Aside from this lack of respect for our nation’s military, backfilling state governments’ coffers are not a solution to the problem. In fact, bailing out states is more likely to make the problem worse since it is a one-time fix to a systemic problem.
Take my home state of California, for example. For more than a decade, the Golden State chronically overspent, overregulated, and over-taxed, assuming that the economy would keep growing. As California continued to experience housing booms and economic growth, state lawmakers erroneously presumed that this trend would continue. For that reason, lawmakers spent money they didn’t have, betting that it would soon come in. Under these assumptions, total state expenditures ballooned from $103 billion in 2003 to a staggering $145 billion in 2008.
However, California’s liberal spending habits and overregulation soon caught up with the state as our entire nation went into a deep recession. As home values plummeted and businesses fled the state, California’s anticipated paycheck never came in and is now in financial disarray as a result of its imprudent spending policies.
As it stands now, California faces a $20 billion budget shortfall and has the worst credit rating in the nation. It also has the third highest unemployment rate at 12.4 percent and the third highest home foreclosure rate. Many businesses have closed up shop in California and moved to more business-friendly environments and millions of Californians have moved to more livable areas of the country.
If Washington bails out California, the state’s lawmakers will go on with business as usual. Rather than make the tough budgetary decisions needed to bring the state back to a sustainable fiscal course, California will continue its runaway spending. Budget shortfalls will be met with increased taxes on residents and businesses, and state lawmakers will assume they’ll get another check in the mail from Uncle Sam.
While bailouts and the status quo are problematic for multiple reasons, the most glaring fact in the bailout debate is that Washington does not have money in hand for another bailout. Washington’s infusion of cash into state governments’ coffers is borrowed money.
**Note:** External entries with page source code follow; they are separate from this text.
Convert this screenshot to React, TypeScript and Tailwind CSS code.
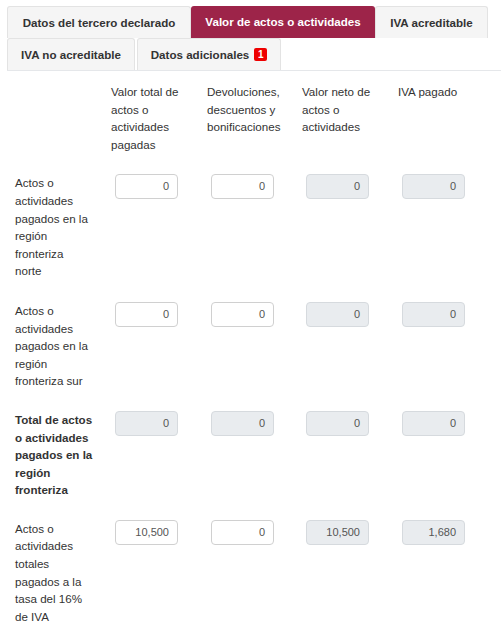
import React from 'react';

type Row = {
  label: string[];
  bold?: boolean;
  values: [string, string, string, string];
};

const rows: Row[] = [
  {
    label: ['Actos o', 'actividades', 'pagados en la', 'región', 'fronteriza', 'norte'],
    values: ['0', '0', '0', '0'],
  },
  {
    label: ['Actos o', 'actividades', 'pagados en la', 'región', 'fronteriza sur'],
    values: ['0', '0', '0', '0'],
  },
  {
    label: ['Total de actos', 'o actividades', 'pagados en la', 'región', 'fronteriza'],
    bold: true,
    values: ['0', '0', '0', '0'],
  },
  {
    label: ['Actos o', 'actividades', 'totales', 'pagados a la', 'tasa del 16%', 'de IVA'],
    values: ['10,500', '0', '10,500', '1,680'],
  },
];

const headers = [
  ['Valor total de', 'actos o', 'actividades', 'pagadas'],
  ['Devoluciones,', 'descuentos y', 'bonificaciones'],
  ['Valor neto de', 'actos o', 'actividades'],
  ['IVA pagado'],
];

function Lines({ lines }: { lines: string[] }) {
  return (
    <>
      {lines.map((l, i) => (
        <div key={i} className="whitespace-nowrap">
          {l}
        </div>
      ))}
    </>
  );
}

function Field({ value, readOnly }: { value: string; readOnly?: boolean }) {
  return (
    <div
      className={
        'h-[25px] w-[63px] rounded-[4px] border flex items-center justify-end pr-[8px] text-[11px] text-[#555] ' +
        (readOnly ? 'bg-[#e9ecef] border-[#d6dade]' : 'bg-white border-[#d0d0d0]')
      }
    >
      {value}
    </div>
  );
}

export default function App() {
  return (
    <div className="min-h-[623px] bg-white text-[#333] text-[11.6px] leading-[17.6px] font-['Liberation_Sans',Arial,sans-serif]">
      <div className="pl-[7px] pt-[6px]">
        <div className="flex flex-wrap border-b border-[#e5e7ea] font-bold">
          <div className="h-[32px] w-[184px] flex items-center justify-center border border-b-0 border-[#e3e3e3] rounded-t-[3px] bg-[#f5f5f5]">
            Datos del tercero declarado
          </div>
          <div className="h-[32px] w-[184px] flex items-center justify-center rounded-t-[3px] bg-[#9d2449] text-white">
            Valor de actos o actividades
          </div>
          <div className="h-[32px] w-[113px] flex items-center justify-center border border-b-0 border-[#e3e3e3] rounded-t-[3px] bg-[#f5f5f5]">
            IVA acreditable
          </div>
          <div className="h-[32px] w-[128px] flex items-center justify-center border border-b-0 border-[#e3e3e3] rounded-t-[3px] bg-[#f5f5f5]">
            IVA no acreditable
          </div>
          <div className="ml-[2px] h-[32px] w-[144px] flex items-center justify-center gap-[5px] border border-b-0 border-[#e3e3e3] rounded-t-[3px] bg-[#f5f5f5]">
            Datos adicionales
            <span className="h-[13px] w-[13px] flex items-center justify-center rounded-[2px] bg-[#ee0000] text-white text-[10px] leading-none">
              1
            </span>
          </div>
        </div>
      </div>

      <div className="pl-[15px] pt-[12px]">
        <div className="grid grid-cols-[96px_96px_95px_96px_96px]">
          <div />
          {headers.map((h, i) => (
            <div key={i}>
              <Lines lines={h} />
            </div>
          ))}
        </div>

        {rows.map((r, i) => (
          <div
            key={i}
            className={
              'grid grid-cols-[96px_96px_95px_96px_96px] ' +
              (i === 1 ? 'mt-[22px]' : 'mt-[21px]')
            }
          >
            <div className={r.bold ? 'font-bold' : ''}>
              <Lines lines={r.label} />
            </div>
            {r.values.map((v, j) => (
              <div key={j} className="pl-[4px]">
                <Field value={v} readOnly={r.bold || j >= 2} />
              </div>
            ))}
          </div>
        ))}
      </div>
    </div>
  );
}
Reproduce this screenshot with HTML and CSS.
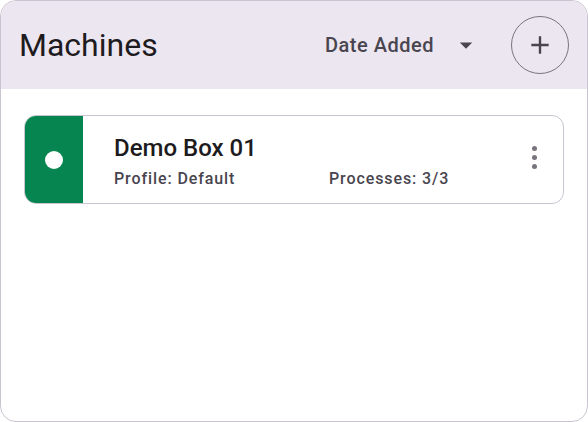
FILE: index.html
```html
<!DOCTYPE html>
<html>
<head>
<meta charset="utf-8">
<link rel="stylesheet" href="styles.css">
</head>
<body>
<div class="panel">
  <header class="header">
    <h1 class="title">Machines</h1>
    <div class="sort">
      <span class="sort-label">Date Added</span>
      <svg class="sort-arrow" width="24" height="24" viewBox="0 0 24 24"><path d="M7 10l5 5 5-5z" fill="#49454f"/></svg>
    </div>
    <button class="add-btn" aria-label="Add">
      <svg width="26" height="26" viewBox="0 0 24 24"><path d="M12 4v16M4 12h16" stroke="#49454f" stroke-width="2.2" fill="none"/></svg>
    </button>
  </header>
  <div class="list">
    <div class="card">
      <div class="status"><span class="dot"></span></div>
      <div class="info">
        <div class="name">Demo Box 01</div>
        <div class="meta">
          <span>Profile: Default</span>
          <span>Processes: 3/3</span>
        </div>
      </div>
      <div class="kebab"><i></i><i></i><i></i></div>
    </div>
  </div>
</div>
</body>
</html>
```

FILE: styles.css
```css
html, body {
  margin: 0;
  padding: 0;
  background: #ffffff;
}
body {
  font-family: Roboto, "Noto Sans", sans-serif;
}
.panel {
  width: 588px;
  height: 422px;
  box-sizing: border-box;
  border: 1px solid #cac4d0;
  border-radius: 16px;
  overflow: hidden;
  background: #ffffff;
}
.header {
  height: 88px;
  background: #ece6f0;
  display: flex;
  align-items: center;
  padding: 0 18px 0 18px;
}
.title {
  margin: 0;
  font-size: 32px;
  font-weight: 400;
  color: #1d1b20;
  flex: 1;
}
.sort {
  display: flex;
  align-items: center;
  gap: 17px;
  margin-right: 30px;
}
.sort-label {
  font-size: 20px;
  font-weight: 500;
  letter-spacing: 0.5px;
  color: #49454f;
}
.sort-arrow {
  width: 30px;
  height: 30px;
}
.add-btn {
  width: 58px;
  height: 58px;
  border-radius: 50%;
  border: 1px solid #79747e;
  background: transparent;
  display: flex;
  align-items: center;
  justify-content: center;
  padding: 0;
}
.list {
  padding: 26px 23px 0 23px;
}
.card {
  height: 89px;
  box-sizing: border-box;
  border: 1px solid #cac4d0;
  border-radius: 12px;
  overflow: hidden;
  display: flex;
  align-items: stretch;
}
.status {
  width: 58px;
  background: #068550;
  display: flex;
  align-items: center;
  justify-content: center;
}
.dot {
  width: 18px;
  height: 18px;
  border-radius: 50%;
  background: #ffffff;
}
.info {
  flex: 1;
  padding-left: 31px;
  padding-top: 2px;
  display: flex;
  flex-direction: column;
  justify-content: center;
  gap: 7px;
}
.name {
  font-size: 24px;
  font-weight: 500;
  color: #1d1b20;
}
.meta {
  display: grid;
  grid-template-columns: 215px 1fr;
  font-size: 16px;
  font-weight: 500;
  letter-spacing: 0.9px;
  color: #49454f;
}
.kebab {
  width: 58px;
  display: flex;
  flex-direction: column;
  align-items: center;
  justify-content: center;
  gap: 4px;
  padding-bottom: 4px;
}
.kebab i {
  width: 5px;
  height: 5px;
  border-radius: 50%;
  background: #79747e;
}
```
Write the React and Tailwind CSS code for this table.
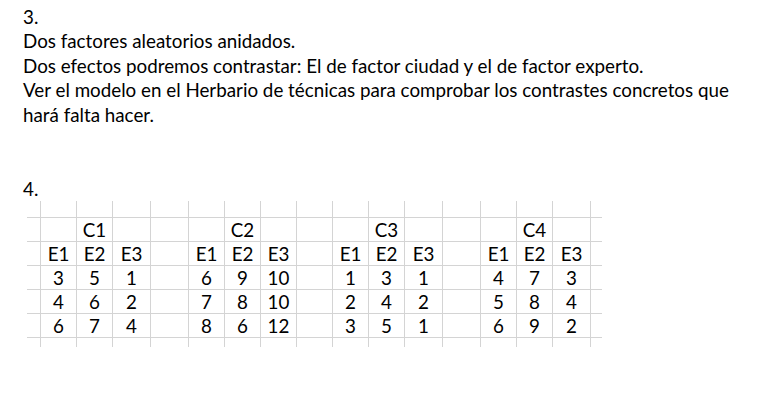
import React from 'react';

const colWidths = [13, 35, 35, 37, 37, 35, 35, 35, 35, 35, 35, 37, 37, 35, 35, 37, 11];

// one row per line of the sheet; '' = empty cell
const groups = [
    { name: 'C1', rows: [[3, 5, 1], [4, 6, 2], [6, 7, 4]] },
    { name: 'C2', rows: [[6, 9, 10], [7, 8, 10], [8, 6, 12]] },
    { name: 'C3', rows: [[1, 3, 1], [2, 4, 2], [3, 5, 1]] },
    { name: 'C4', rows: [[4, 7, 3], [5, 8, 4], [6, 9, 2]] },
];

const buildRows = () => {
    const empty = () => Array(colWidths.length).fill('');
    const rows = [empty(), empty(), empty(), empty(), empty(), empty(), empty()];
    groups.forEach((g, i) => {
        const base = 1 + i * 4;
        rows[1][base + 1] = g.name;
        rows[2][base] = 'E1';
        rows[2][base + 1] = 'E2';
        rows[2][base + 2] = 'E3';
        g.rows.forEach((r, j) => {
            r.forEach((v, k) => {
                rows[3 + j][base + k] = String(v);
            });
        });
    });
    return rows;
};

const Sheet = () => {
    const rows = buildRows();
    return (
        <div className="ml-[4px] grid w-fit grid-cols-[13px_35px_35px_37px_37px_35px_35px_35px_35px_35px_35px_37px_37px_35px_35px_37px_11px] grid-rows-[16px_23px_23px_23px_23px_23px_9px] gap-px bg-[#d4d4d4]">
            {rows.map((row, r) =>
                row.map((cell, c) => (
                    <div key={`${r}-${c}`} className="flex items-end justify-center overflow-hidden bg-white pb-[1px] text-[18.8px] leading-[20px]">
                        {cell}
                    </div>
                ))
            )}
        </div>
    );
};

export default function App() {
    return (
        <div className="min-h-[402px] w-[762px] bg-white pl-[23px] pt-[4.5px] text-black" style={{ fontFamily: 'Lato, "Liberation Sans", sans-serif' }}>
            <div className="text-[18.8px] leading-[24.5px]">
                <p>3.</p>
                <p>Dos factores aleatorios anidados.</p>
                <p>Dos efectos podremos contrastar: El de factor ciudad y el de factor experto.</p>
                <p>Ver el modelo en el Herbario de técnicas para comprobar los contrastes concretos que</p>
                <p>hará falta hacer.</p>
                <p className="mt-[49.5px]">4.</p>
            </div>
            <Sheet />
        </div>
    );
}
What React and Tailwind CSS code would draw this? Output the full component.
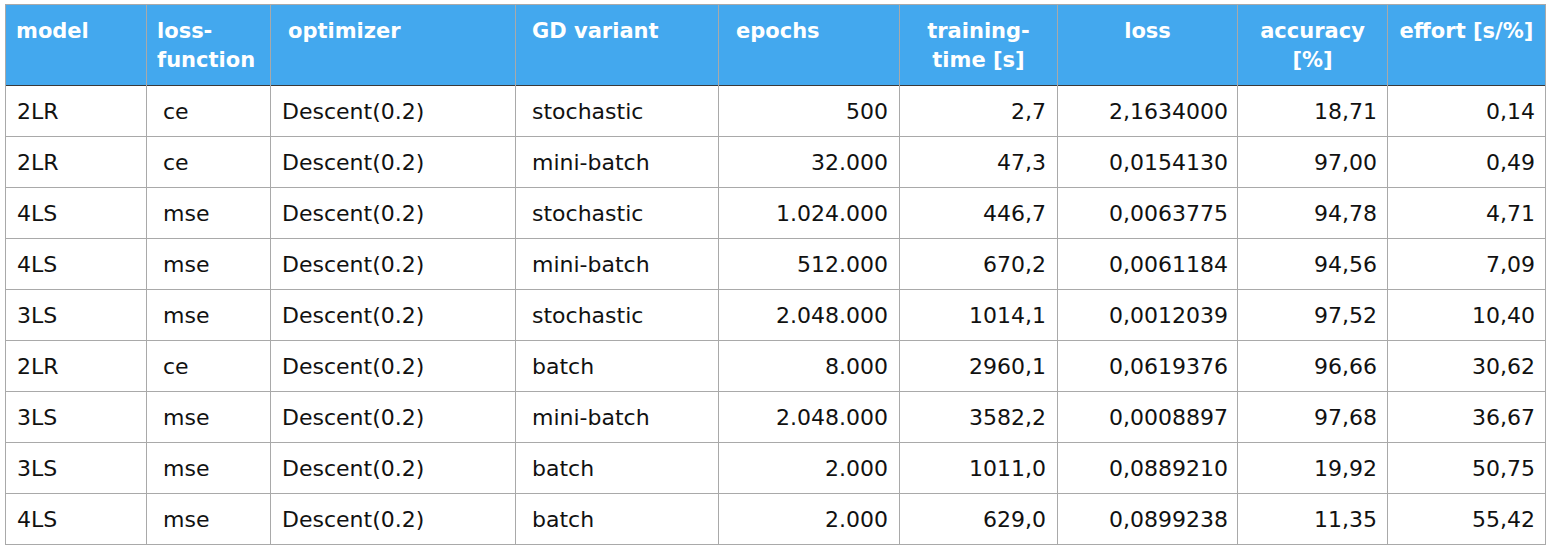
import React from "react";

const COLS = [
  { label: ["model"], w: 141, head: "text-left pl-[10px]", body: "text-left pl-[11px]" },
  { label: ["loss-", "function"], w: 124, head: "text-left pl-[10px]", body: "text-left pl-[16px]" },
  { label: ["optimizer"], w: 245, head: "text-left pl-[17px]", body: "text-left pl-[11px]" },
  { label: ["GD variant"], w: 203, head: "text-left pl-[16px]", body: "text-left pl-[16px]" },
  { label: ["epochs"], w: 181, head: "text-left pl-[17px]", body: "text-right pr-[11px]" },
  { label: ["training-", "time [s]"], w: 158, head: "text-center", body: "text-right pr-[11px]" },
  { label: ["loss"], w: 180, head: "text-center", body: "text-right pr-[9px]" },
  { label: ["accuracy", "[%]"], w: 150, head: "text-center", body: "text-right pr-[10px]" },
  { label: ["effort [s/%]"], w: 158, head: "text-center", body: "text-right pr-[10px]" },
];

const ROWS = [
  ["2LR", "ce", "Descent(0.2)", "stochastic", "500", "2,7", "2,1634000", "18,71", "0,14"],
  ["2LR", "ce", "Descent(0.2)", "mini-batch", "32.000", "47,3", "0,0154130", "97,00", "0,49"],
  ["4LS", "mse", "Descent(0.2)", "stochastic", "1.024.000", "446,7", "0,0063775", "94,78", "4,71"],
  ["4LS", "mse", "Descent(0.2)", "mini-batch", "512.000", "670,2", "0,0061184", "94,56", "7,09"],
  ["3LS", "mse", "Descent(0.2)", "stochastic", "2.048.000", "1014,1", "0,0012039", "97,52", "10,40"],
  ["2LR", "ce", "Descent(0.2)", "batch", "8.000", "2960,1", "0,0619376", "96,66", "30,62"],
  ["3LS", "mse", "Descent(0.2)", "mini-batch", "2.048.000", "3582,2", "0,0008897", "97,68", "36,67"],
  ["3LS", "mse", "Descent(0.2)", "batch", "2.000", "1011,0", "0,0889210", "19,92", "50,75"],
  ["4LS", "mse", "Descent(0.2)", "batch", "2.000", "629,0", "0,0899238", "11,35", "55,42"],
];

export default function App() {
  return (
    <div className="w-[1562px] h-[556px] bg-white pt-[4px] pl-[5px] font-['DejaVu_Sans',sans-serif]">
      <table className="table-fixed border-collapse w-[1540px] border border-[#a9a9a9]">
        <colgroup>
          {COLS.map((c, i) => (
            <col key={i} style={{ width: c.w }} />
          ))}
        </colgroup>
        <thead>
          <tr className="bg-[#43a8ee] h-[81px] border-b border-b-[#3a3a3a]">
            {COLS.map((c, i) => (
              <th
                key={i}
                className={`align-top pt-[12px] text-white font-bold text-[21px] leading-[29px] border-x border-[#a9a9a9] ${c.head}`}
              >
                {c.label.map((l, j) => (
                  <div key={j}>{l}</div>
                ))}
              </th>
            ))}
          </tr>
        </thead>
        <tbody>
          {ROWS.map((r, i) => (
            <tr key={i} className="h-[51px] border-t border-[#a9a9a9]">
              {r.map((v, j) => (
                <td
                  key={j}
                  className={`align-middle text-[22px] text-[#111] border-x border-[#a9a9a9] ${COLS[j].body}`}
                >
                  {v}
                </td>
              ))}
            </tr>
          ))}
        </tbody>
      </table>
    </div>
  );
}
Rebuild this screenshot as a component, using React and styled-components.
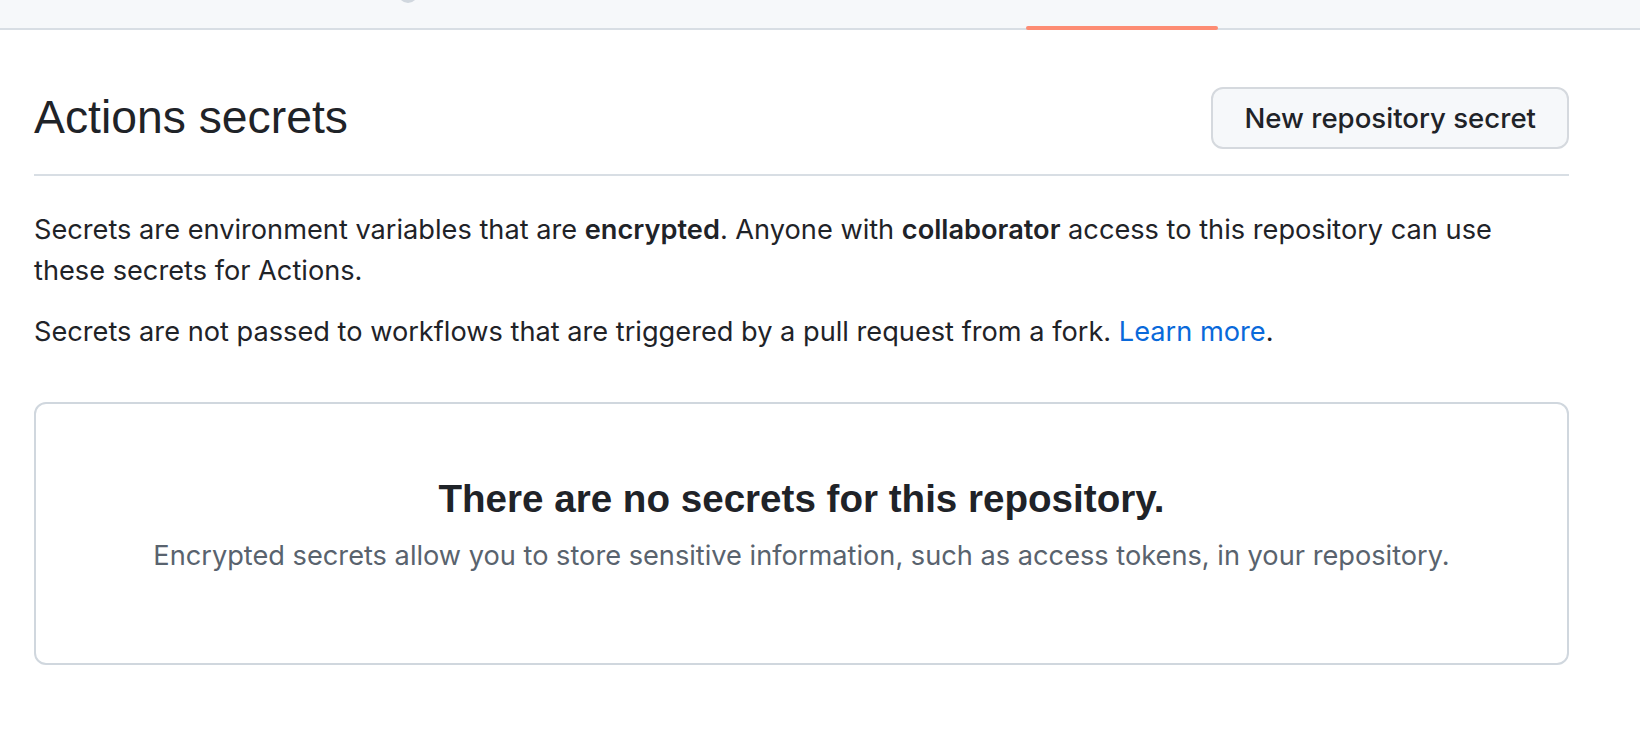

At present, our nation is borrowing more money than it takes in. Since President Obama took office in January 2009, he signed legislation into law that resulted in an 84 percent increase in domestic discretionary spending. As a result, our national debt currently stands at $13.1 trillion and, under President Obama’s 2011 budget, is on track to be $20.3 trillion by 2020. That amounts to 90 percent of the Gross Domestic Product. Simply put, our nation’s fiscal path, like California’s, is unsustainable.